● **PROBLEM STATEMENT**
Find the lines holding the string "this" in the data, then copy all of them.

● **RAW DATA**

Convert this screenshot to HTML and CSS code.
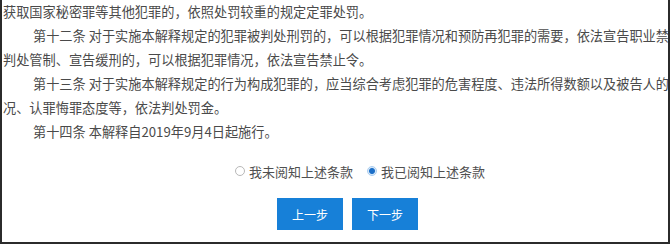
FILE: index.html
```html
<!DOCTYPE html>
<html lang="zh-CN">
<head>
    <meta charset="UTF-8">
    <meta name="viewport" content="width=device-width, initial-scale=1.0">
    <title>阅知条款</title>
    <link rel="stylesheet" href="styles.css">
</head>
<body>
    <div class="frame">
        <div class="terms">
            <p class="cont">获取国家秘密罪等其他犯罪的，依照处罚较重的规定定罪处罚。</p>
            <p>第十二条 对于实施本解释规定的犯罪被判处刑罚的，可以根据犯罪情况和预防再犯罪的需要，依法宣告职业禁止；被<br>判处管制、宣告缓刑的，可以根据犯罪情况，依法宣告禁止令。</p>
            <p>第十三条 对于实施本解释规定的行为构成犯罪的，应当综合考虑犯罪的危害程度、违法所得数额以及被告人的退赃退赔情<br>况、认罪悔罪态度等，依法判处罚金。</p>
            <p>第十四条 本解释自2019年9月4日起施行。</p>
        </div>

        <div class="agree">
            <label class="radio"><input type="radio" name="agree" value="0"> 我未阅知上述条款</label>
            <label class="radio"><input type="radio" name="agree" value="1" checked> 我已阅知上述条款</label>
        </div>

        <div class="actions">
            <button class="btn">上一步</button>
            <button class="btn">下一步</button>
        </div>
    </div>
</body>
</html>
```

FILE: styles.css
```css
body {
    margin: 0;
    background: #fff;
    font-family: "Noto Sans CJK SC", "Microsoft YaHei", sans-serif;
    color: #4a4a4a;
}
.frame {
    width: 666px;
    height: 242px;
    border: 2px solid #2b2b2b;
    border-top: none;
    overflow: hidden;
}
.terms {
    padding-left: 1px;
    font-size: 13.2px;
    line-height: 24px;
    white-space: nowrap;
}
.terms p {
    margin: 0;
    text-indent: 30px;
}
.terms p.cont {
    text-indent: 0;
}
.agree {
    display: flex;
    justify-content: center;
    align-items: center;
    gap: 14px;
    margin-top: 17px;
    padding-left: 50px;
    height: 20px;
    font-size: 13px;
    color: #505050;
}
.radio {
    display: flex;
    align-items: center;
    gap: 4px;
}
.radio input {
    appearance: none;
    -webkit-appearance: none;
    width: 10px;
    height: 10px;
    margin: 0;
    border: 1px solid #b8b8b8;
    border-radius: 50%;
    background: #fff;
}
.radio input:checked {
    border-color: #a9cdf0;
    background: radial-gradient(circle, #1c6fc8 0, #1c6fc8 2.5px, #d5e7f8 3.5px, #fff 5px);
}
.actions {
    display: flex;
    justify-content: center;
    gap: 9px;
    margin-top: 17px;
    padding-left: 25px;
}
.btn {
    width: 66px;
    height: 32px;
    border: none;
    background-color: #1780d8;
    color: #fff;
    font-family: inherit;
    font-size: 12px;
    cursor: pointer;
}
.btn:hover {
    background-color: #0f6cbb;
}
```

---

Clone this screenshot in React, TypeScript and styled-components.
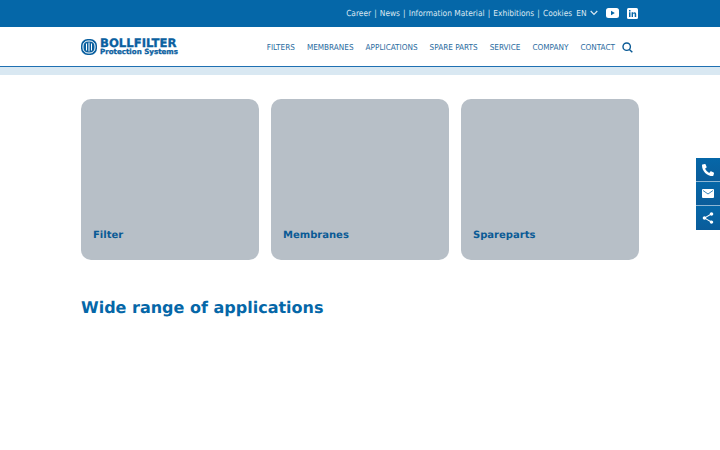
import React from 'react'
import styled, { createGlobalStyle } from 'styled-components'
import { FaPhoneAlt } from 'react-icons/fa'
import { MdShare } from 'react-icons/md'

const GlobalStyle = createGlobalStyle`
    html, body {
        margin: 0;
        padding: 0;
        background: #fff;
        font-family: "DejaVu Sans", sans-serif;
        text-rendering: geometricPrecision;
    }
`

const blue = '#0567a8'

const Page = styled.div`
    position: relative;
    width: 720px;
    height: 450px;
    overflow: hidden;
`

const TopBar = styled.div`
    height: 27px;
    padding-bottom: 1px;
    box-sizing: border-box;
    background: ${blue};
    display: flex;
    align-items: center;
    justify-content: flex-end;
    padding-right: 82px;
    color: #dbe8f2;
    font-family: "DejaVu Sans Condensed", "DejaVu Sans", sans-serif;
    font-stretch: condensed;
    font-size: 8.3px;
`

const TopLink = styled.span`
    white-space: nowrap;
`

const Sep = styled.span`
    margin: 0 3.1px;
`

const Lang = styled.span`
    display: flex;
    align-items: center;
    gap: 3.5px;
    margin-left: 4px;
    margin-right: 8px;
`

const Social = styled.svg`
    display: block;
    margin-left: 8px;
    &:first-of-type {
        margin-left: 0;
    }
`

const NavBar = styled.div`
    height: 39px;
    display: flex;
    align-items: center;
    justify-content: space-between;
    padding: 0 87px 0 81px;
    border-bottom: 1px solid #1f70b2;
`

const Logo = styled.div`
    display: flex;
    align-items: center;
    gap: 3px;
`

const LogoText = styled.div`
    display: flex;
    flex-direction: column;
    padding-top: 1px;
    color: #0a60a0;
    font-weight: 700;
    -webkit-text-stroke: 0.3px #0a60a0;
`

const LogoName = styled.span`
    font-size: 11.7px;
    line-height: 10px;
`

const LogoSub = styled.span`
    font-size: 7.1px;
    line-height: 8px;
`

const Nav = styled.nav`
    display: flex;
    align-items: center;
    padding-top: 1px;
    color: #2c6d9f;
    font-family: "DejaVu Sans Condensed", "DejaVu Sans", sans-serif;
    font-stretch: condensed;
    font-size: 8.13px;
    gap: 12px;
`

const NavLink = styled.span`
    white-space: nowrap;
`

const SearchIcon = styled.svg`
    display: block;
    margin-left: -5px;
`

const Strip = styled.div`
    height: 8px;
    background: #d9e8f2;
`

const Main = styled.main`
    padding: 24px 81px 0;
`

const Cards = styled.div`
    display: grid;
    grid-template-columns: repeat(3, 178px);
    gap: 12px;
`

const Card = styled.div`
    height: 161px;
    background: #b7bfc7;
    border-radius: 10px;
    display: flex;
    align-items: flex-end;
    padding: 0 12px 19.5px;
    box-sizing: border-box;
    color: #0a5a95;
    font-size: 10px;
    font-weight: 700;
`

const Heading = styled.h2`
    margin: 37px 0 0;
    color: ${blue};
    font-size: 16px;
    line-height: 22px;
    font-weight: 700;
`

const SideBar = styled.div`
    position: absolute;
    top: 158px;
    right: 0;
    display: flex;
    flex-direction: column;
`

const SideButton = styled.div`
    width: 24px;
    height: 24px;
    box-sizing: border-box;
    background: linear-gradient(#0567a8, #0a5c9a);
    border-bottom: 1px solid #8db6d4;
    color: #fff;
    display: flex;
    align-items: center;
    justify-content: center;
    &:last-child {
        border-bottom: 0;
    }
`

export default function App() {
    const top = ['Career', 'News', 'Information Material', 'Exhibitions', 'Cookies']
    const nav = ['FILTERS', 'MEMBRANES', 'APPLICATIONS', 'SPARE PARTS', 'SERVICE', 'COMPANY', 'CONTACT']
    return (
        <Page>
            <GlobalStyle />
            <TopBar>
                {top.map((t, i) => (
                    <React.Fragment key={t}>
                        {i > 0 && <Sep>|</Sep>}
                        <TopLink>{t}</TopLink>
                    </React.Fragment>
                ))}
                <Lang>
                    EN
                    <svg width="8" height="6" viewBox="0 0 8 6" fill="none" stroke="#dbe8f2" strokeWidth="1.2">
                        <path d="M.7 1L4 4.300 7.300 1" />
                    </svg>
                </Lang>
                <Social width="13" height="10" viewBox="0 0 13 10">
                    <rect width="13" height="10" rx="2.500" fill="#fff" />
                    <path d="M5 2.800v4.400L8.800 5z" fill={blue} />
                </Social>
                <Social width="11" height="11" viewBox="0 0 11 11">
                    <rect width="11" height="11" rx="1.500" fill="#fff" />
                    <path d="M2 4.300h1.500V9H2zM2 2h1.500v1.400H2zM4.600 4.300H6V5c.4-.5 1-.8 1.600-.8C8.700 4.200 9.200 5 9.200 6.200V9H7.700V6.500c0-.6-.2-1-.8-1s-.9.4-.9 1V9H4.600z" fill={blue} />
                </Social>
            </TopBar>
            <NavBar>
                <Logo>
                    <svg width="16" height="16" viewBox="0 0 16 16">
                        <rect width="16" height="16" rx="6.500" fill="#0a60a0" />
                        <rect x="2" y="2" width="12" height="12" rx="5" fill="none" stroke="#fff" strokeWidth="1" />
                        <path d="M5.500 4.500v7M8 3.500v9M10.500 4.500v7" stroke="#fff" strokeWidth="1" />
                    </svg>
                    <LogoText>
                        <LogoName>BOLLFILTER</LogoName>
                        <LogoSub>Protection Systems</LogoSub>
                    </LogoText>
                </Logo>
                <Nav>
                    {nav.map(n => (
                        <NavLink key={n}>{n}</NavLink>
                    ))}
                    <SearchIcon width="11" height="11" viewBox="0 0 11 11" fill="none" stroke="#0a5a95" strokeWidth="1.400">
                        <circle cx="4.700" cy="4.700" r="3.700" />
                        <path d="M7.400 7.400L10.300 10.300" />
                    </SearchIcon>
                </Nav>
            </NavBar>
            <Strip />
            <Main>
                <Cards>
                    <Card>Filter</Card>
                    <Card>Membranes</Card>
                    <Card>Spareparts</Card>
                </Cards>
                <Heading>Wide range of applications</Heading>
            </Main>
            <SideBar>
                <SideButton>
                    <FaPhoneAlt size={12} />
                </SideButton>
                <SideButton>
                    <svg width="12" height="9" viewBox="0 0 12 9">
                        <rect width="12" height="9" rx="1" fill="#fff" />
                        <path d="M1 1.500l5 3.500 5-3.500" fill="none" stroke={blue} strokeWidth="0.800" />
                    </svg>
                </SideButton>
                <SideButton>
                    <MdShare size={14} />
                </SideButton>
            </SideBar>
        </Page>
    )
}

==

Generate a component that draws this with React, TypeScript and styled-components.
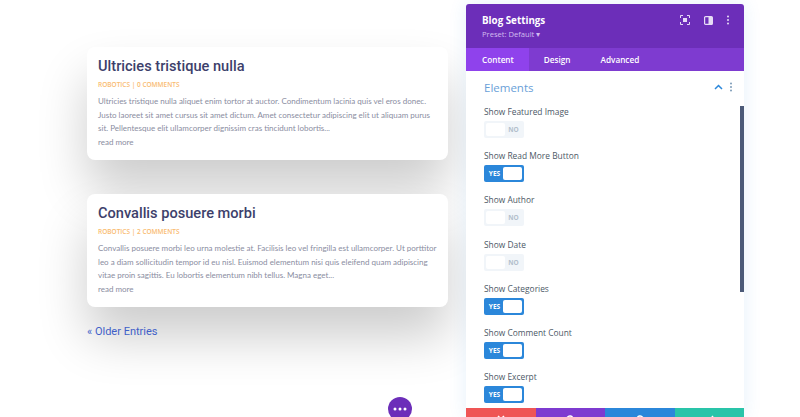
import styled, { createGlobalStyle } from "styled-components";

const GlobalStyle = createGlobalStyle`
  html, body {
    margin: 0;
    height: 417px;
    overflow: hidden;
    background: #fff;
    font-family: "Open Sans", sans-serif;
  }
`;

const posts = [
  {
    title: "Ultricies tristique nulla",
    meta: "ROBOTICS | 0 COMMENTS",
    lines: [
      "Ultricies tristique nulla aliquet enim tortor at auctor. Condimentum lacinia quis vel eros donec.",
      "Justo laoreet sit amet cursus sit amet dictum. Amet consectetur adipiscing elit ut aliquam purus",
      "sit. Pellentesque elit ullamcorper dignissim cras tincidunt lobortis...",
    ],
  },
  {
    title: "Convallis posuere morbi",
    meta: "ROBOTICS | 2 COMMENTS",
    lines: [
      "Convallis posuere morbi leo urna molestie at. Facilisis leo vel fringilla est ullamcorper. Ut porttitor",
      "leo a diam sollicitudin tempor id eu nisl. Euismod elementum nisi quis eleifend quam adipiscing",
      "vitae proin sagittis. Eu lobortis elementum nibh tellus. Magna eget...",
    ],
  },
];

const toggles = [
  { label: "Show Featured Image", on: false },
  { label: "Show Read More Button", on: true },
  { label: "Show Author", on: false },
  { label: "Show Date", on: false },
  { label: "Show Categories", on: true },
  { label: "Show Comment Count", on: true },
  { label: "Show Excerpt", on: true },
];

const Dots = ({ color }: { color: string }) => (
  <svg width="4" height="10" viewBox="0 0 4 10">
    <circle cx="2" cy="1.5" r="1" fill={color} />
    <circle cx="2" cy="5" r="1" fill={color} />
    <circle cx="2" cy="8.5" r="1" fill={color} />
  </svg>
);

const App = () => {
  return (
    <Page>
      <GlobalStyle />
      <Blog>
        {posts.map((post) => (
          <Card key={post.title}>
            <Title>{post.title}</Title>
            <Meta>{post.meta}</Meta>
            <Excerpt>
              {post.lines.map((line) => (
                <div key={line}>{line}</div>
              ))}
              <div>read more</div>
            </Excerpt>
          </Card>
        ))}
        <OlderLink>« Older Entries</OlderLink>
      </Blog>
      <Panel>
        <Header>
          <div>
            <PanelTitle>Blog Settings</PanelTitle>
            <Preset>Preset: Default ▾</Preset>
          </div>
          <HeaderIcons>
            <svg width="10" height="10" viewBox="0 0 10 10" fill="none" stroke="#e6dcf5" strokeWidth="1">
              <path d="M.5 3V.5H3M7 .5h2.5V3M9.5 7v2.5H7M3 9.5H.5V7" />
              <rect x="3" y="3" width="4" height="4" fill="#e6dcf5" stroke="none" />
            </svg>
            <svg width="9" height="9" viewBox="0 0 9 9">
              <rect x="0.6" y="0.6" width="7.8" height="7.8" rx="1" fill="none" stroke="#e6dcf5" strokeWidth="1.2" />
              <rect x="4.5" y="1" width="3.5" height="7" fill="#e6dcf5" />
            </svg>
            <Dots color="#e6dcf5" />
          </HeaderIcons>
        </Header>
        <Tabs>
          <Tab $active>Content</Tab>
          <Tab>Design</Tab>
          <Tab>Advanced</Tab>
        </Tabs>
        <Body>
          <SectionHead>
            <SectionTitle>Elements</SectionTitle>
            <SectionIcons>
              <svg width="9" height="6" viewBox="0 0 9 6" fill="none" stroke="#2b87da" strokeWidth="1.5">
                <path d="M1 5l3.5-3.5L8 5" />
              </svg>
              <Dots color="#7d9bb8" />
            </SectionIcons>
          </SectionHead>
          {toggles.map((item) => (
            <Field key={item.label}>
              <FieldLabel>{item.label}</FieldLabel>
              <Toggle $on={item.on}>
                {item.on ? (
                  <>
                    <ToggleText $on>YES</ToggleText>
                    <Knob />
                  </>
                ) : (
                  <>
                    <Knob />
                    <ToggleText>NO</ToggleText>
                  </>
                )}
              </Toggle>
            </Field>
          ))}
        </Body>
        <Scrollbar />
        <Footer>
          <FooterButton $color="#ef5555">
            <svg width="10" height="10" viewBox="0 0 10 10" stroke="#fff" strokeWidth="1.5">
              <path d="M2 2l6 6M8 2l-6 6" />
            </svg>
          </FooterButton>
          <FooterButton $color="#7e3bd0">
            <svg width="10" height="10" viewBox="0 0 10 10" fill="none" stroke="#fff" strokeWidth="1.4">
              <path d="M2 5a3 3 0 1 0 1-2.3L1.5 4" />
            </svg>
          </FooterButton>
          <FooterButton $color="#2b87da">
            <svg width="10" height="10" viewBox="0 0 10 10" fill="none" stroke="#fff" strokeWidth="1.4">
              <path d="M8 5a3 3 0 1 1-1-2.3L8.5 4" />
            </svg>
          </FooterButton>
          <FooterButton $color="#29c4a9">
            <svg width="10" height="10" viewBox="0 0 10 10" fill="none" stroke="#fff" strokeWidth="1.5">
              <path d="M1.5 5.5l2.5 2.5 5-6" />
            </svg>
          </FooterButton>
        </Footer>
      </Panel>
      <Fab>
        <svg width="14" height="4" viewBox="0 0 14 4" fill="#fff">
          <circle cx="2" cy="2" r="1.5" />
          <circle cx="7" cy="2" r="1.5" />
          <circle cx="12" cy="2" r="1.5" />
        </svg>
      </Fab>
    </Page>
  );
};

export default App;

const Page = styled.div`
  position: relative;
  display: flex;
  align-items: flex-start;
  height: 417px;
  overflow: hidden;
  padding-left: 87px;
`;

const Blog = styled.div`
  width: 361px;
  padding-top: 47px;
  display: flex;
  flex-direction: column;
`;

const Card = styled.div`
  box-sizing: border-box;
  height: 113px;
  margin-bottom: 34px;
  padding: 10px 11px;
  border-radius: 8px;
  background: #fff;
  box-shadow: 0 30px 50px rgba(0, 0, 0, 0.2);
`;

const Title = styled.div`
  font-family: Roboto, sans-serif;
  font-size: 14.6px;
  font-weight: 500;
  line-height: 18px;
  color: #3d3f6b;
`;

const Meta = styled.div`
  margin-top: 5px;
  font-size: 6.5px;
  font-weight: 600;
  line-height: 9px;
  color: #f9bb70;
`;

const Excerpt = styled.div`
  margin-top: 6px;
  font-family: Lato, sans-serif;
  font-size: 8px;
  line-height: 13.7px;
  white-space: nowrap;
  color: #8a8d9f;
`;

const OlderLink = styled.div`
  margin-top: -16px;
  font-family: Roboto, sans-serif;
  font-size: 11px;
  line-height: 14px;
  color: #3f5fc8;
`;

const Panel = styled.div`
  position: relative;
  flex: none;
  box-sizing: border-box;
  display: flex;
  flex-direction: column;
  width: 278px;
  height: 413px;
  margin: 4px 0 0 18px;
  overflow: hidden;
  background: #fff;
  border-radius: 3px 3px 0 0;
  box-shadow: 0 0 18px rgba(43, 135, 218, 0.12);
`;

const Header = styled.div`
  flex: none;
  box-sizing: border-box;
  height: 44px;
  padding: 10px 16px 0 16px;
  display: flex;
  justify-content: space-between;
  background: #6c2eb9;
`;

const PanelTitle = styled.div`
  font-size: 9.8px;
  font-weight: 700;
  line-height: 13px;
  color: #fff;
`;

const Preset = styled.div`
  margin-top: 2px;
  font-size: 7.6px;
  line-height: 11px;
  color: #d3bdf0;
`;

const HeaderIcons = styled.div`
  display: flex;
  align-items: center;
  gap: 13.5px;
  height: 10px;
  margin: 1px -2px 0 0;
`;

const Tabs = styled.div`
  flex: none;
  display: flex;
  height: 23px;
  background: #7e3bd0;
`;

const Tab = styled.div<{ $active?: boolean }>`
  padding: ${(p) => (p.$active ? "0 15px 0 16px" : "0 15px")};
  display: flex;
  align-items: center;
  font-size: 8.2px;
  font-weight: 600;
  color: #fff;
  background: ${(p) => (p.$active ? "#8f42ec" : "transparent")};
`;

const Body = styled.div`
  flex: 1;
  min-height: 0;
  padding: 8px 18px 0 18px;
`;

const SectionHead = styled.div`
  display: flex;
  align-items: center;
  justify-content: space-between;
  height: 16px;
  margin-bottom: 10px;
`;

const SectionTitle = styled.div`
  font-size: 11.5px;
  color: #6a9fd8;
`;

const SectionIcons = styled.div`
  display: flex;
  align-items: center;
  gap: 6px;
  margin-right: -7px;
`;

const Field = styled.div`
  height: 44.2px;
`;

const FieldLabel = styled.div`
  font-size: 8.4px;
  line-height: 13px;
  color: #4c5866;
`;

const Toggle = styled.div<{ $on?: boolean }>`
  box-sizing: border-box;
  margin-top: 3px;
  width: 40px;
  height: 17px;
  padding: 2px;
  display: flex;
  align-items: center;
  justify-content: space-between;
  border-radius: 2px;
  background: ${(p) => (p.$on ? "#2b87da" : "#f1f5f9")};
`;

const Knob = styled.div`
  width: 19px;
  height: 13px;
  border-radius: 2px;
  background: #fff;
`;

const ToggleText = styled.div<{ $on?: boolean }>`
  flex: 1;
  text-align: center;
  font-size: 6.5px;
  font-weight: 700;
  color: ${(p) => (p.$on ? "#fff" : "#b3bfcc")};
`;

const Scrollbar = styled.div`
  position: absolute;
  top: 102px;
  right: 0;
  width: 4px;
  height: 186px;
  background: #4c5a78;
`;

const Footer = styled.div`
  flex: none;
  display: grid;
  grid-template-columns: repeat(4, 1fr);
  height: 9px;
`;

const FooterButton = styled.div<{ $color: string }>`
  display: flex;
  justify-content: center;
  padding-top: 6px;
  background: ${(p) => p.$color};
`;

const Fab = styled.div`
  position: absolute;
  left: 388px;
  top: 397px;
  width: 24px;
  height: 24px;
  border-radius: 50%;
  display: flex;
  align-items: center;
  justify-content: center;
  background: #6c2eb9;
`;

● **TASK RESPONSE**
Convert this screenshot to HTML and CSS code.
Clone this screenshot in React, TypeScript and styled-components.
Generate a component that draws this with React, TypeScript and styled-components.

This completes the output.